+++ DATA

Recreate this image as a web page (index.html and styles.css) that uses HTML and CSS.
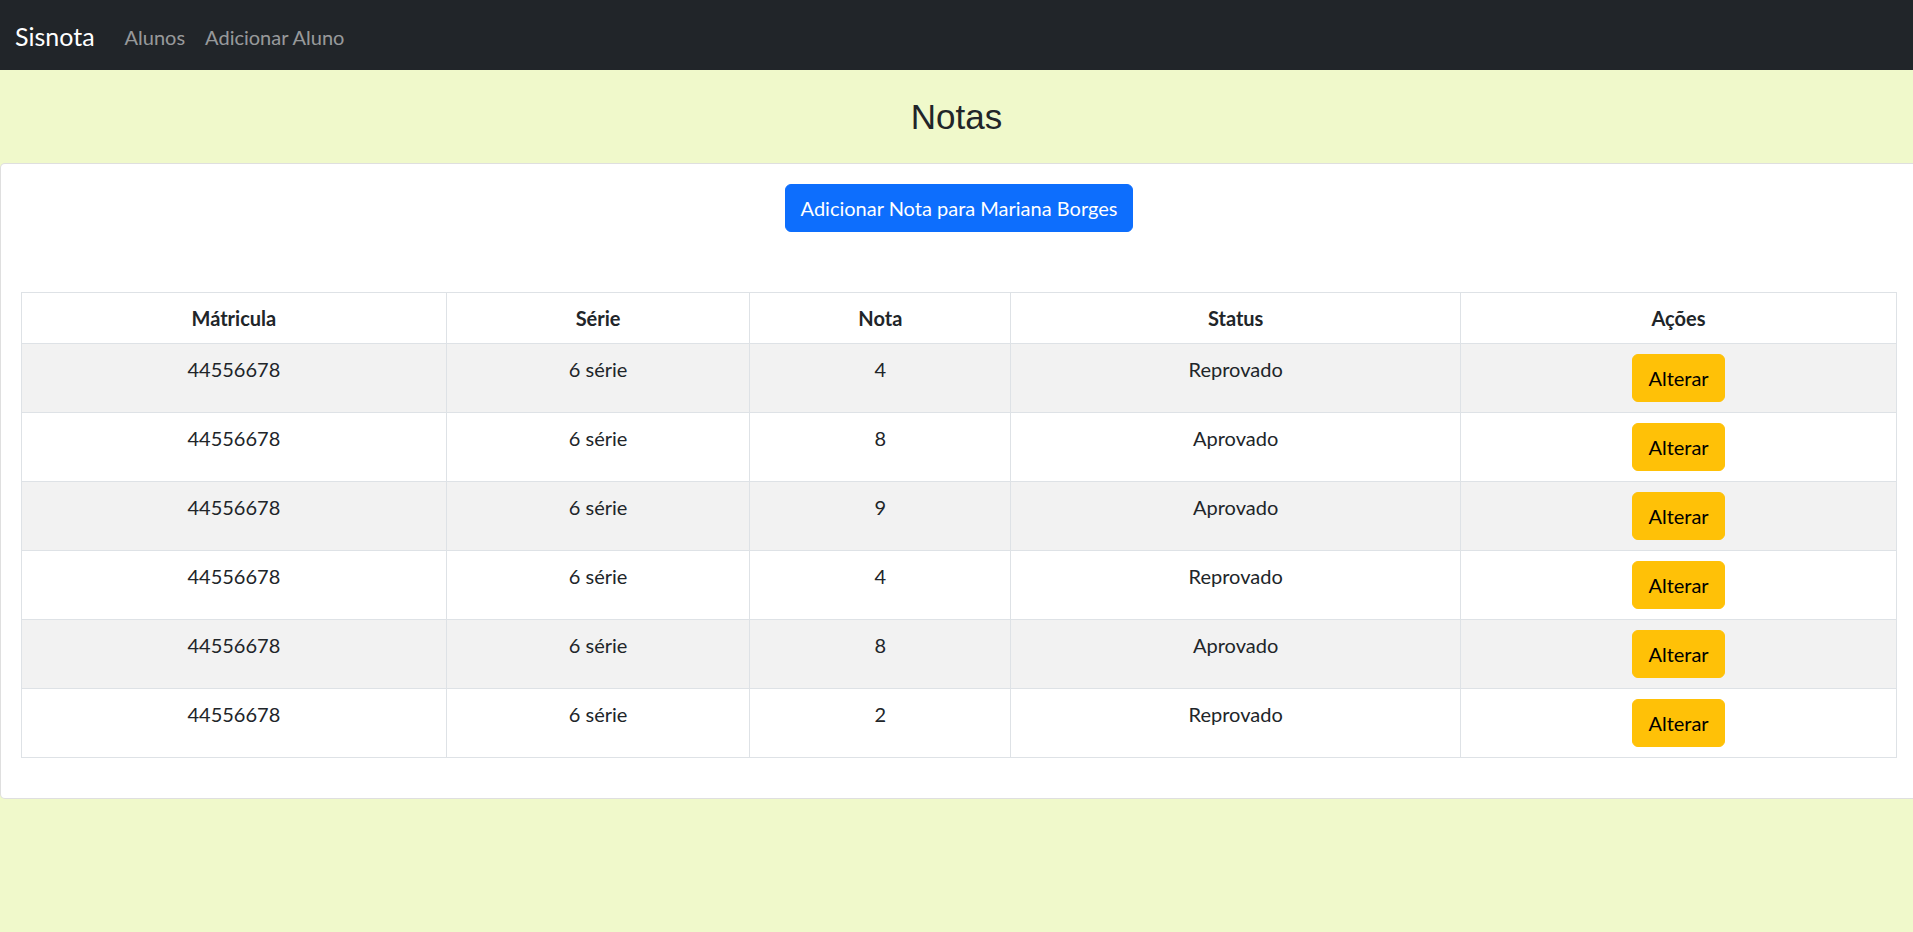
FILE: index.html
```html
<!DOCTYPE html>
<html lang="pt-BR">
<head>
<meta charset="utf-8">
<title>Sisnota</title>
<link rel="stylesheet" href="styles.css">
</head>
<body>
<nav class="navbar">
  <a class="brand" href="#">Sisnota</a>
  <a class="nav-link" href="#">Alunos</a>
  <a class="nav-link" href="#">Adicionar Aluno</a>
</nav>
<h2 class="page-title">Notas</h2>
<div class="card">
  <div class="actions">
    <button class="btn btn-primary">Adicionar Nota para Mariana Borges</button>
  </div>
  <table class="grades">
    <thead>
      <tr>
        <th class="c-mat">Mátricula</th>
        <th class="c-serie">Série</th>
        <th class="c-nota">Nota</th>
        <th class="c-status">Status</th>
        <th class="c-acoes">Ações</th>
      </tr>
    </thead>
    <tbody>
      <tr><td>44556678</td><td>6 série</td><td>4</td><td>Reprovado</td><td><button class="btn btn-warning">Alterar</button></td></tr>
      <tr><td>44556678</td><td>6 série</td><td>8</td><td>Aprovado</td><td><button class="btn btn-warning">Alterar</button></td></tr>
      <tr><td>44556678</td><td>6 série</td><td>9</td><td>Aprovado</td><td><button class="btn btn-warning">Alterar</button></td></tr>
      <tr><td>44556678</td><td>6 série</td><td>4</td><td>Reprovado</td><td><button class="btn btn-warning">Alterar</button></td></tr>
      <tr><td>44556678</td><td>6 série</td><td>8</td><td>Aprovado</td><td><button class="btn btn-warning">Alterar</button></td></tr>
      <tr><td>44556678</td><td>6 série</td><td>2</td><td>Reprovado</td><td><button class="btn btn-warning">Alterar</button></td></tr>
    </tbody>
  </table>
</div>
</body>
</html>
```

FILE: styles.css
```css
html, body {
  margin: 0;
  padding: 0;
}
body {
  background: #f0f9cb;
  font-family: Lato, "Liberation Sans", sans-serif;
  font-size: 20px;
  line-height: 1.5;
  color: #212529;
  overflow-x: hidden;
}
.navbar {
  height: 70px;
  box-sizing: border-box;
  background: #212529;
  display: flex;
  align-items: center;
  padding: 3px 15px 0;
}
.brand {
  color: #fff;
  font-size: 25px;
  text-decoration: none;
  margin-right: 20px;
}
.nav-link {
  color: rgba(255, 255, 255, 0.55);
  text-decoration: none;
  padding: 0 10px;
  font-size: 20px;
}
.page-title {
  margin: 26px 0 25px;
  font-family: "Liberation Sans", Arial, sans-serif;
  font-weight: normal;
  font-size: 35px;
  line-height: 42px;
  text-align: center;
  color: #212529;
}
.card {
  background: #fff;
  border: 1px solid rgba(0, 0, 0, 0.125);
  border-radius: 5px;
  padding: 20px;
  margin-right: -5px;
}
.actions {
  text-align: center;
  margin-bottom: 60px;
}
.btn {
  font-family: inherit;
  font-size: 20px;
  line-height: 30px;
  border: 1px solid transparent;
  border-radius: 6px;
  cursor: pointer;
  display: inline-block;
  vertical-align: top;
}
.btn-primary {
  background: #0d6efd;
  border-color: #0d6efd;
  color: #fff;
  padding: 8px 15px;
  height: 48px;
}
.btn-warning {
  background: #ffc107;
  border-color: #ffc107;
  color: #000;
  padding: 8px 15px;
  height: 48px;
}
.grades {
  width: 100%;
  border-collapse: collapse;
  border: 1px solid #dee2e6;
  margin-bottom: 20px;
}
.grades th,
.grades td {
  border: 1px solid #dee2e6;
  padding: 10px;
  text-align: center;
  vertical-align: top;
  line-height: 30px;
}
.grades th {
  font-weight: bold;
}
.grades tbody tr:nth-child(odd) td {
  background: #f2f2f2;
}
.c-mat { width: 22.65%; }
.c-serie { width: 16.2%; }
.c-nota { width: 13.91%; }
.c-status { width: 23.99%; }
.c-acoes { width: 23.25%; }
```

++++++

Write out the material above once more, exactly as it reads, with no pictures.

▸ THE REPLY
Recreate this image as a web page (index.html and styles.css) that uses HTML and CSS.
FILE: index.html
```html
<!DOCTYPE html>
<html lang="pt-BR">
<head>
<meta charset="utf-8">
<title>Sisnota</title>
<link rel="stylesheet" href="styles.css">
</head>
<body>
<nav class="navbar">
  <a class="brand" href="#">Sisnota</a>
  <a class="nav-link" href="#">Alunos</a>
  <a class="nav-link" href="#">Adicionar Aluno</a>
</nav>
<h2 class="page-title">Notas</h2>
<div class="card">
  <div class="actions">
    <button class="btn btn-primary">Adicionar Nota para Mariana Borges</button>
  </div>
  <table class="grades">
    <thead>
      <tr>
        <th class="c-mat">Mátricula</th>
        <th class="c-serie">Série</th>
        <th class="c-nota">Nota</th>
        <th class="c-status">Status</th>
        <th class="c-acoes">Ações</th>
      </tr>
    </thead>
    <tbody>
      <tr><td>44556678</td><td>6 série</td><td>4</td><td>Reprovado</td><td><button class="btn btn-warning">Alterar</button></td></tr>
      <tr><td>44556678</td><td>6 série</td><td>8</td><td>Aprovado</td><td><button class="btn btn-warning">Alterar</button></td></tr>
      <tr><td>44556678</td><td>6 série</td><td>9</td><td>Aprovado</td><td><button class="btn btn-warning">Alterar</button></td></tr>
      <tr><td>44556678</td><td>6 série</td><td>4</td><td>Reprovado</td><td><button class="btn btn-warning">Alterar</button></td></tr>
      <tr><td>44556678</td><td>6 série</td><td>8</td><td>Aprovado</td><td><button class="btn btn-warning">Alterar</button></td></tr>
      <tr><td>44556678</td><td>6 série</td><td>2</td><td>Reprovado</td><td><button class="btn btn-warning">Alterar</button></td></tr>
    </tbody>
  </table>
</div>
</body>
</html>
```

FILE: styles.css
```css
html, body {
  margin: 0;
  padding: 0;
}
body {
  background: #f0f9cb;
  font-family: Lato, "Liberation Sans", sans-serif;
  font-size: 20px;
  line-height: 1.5;
  color: #212529;
  overflow-x: hidden;
}
.navbar {
  height: 70px;
  box-sizing: border-box;
  background: #212529;
  display: flex;
  align-items: center;
  padding: 3px 15px 0;
}
.brand {
  color: #fff;
  font-size: 25px;
  text-decoration: none;
  margin-right: 20px;
}
.nav-link {
  color: rgba(255, 255, 255, 0.55);
  text-decoration: none;
  padding: 0 10px;
  font-size: 20px;
}
.page-title {
  margin: 26px 0 25px;
  font-family: "Liberation Sans", Arial, sans-serif;
  font-weight: normal;
  font-size: 35px;
  line-height: 42px;
  text-align: center;
  color: #212529;
}
.card {
  background: #fff;
  border: 1px solid rgba(0, 0, 0, 0.125);
  border-radius: 5px;
  padding: 20px;
  margin-right: -5px;
}
.actions {
  text-align: center;
  margin-bottom: 60px;
}
.btn {
  font-family: inherit;
  font-size: 20px;
  line-height: 30px;
  border: 1px solid transparent;
  border-radius: 6px;
  cursor: pointer;
  display: inline-block;
  vertical-align: top;
}
.btn-primary {
  background: #0d6efd;
  border-color: #0d6efd;
  color: #fff;
  padding: 8px 15px;
  height: 48px;
}
.btn-warning {
  background: #ffc107;
  border-color: #ffc107;
  color: #000;
  padding: 8px 15px;
  height: 48px;
}
.grades {
  width: 100%;
  border-collapse: collapse;
  border: 1px solid #dee2e6;
  margin-bottom: 20px;
}
.grades th,
.grades td {
  border: 1px solid #dee2e6;
  padding: 10px;
  text-align: center;
  vertical-align: top;
  line-height: 30px;
}
.grades th {
  font-weight: bold;
}
.grades tbody tr:nth-child(odd) td {
  background: #f2f2f2;
}
.c-mat { width: 22.65%; }
.c-serie { width: 16.2%; }
.c-nota { width: 13.91%; }
.c-status { width: 23.99%; }
.c-acoes { width: 23.25%; }
```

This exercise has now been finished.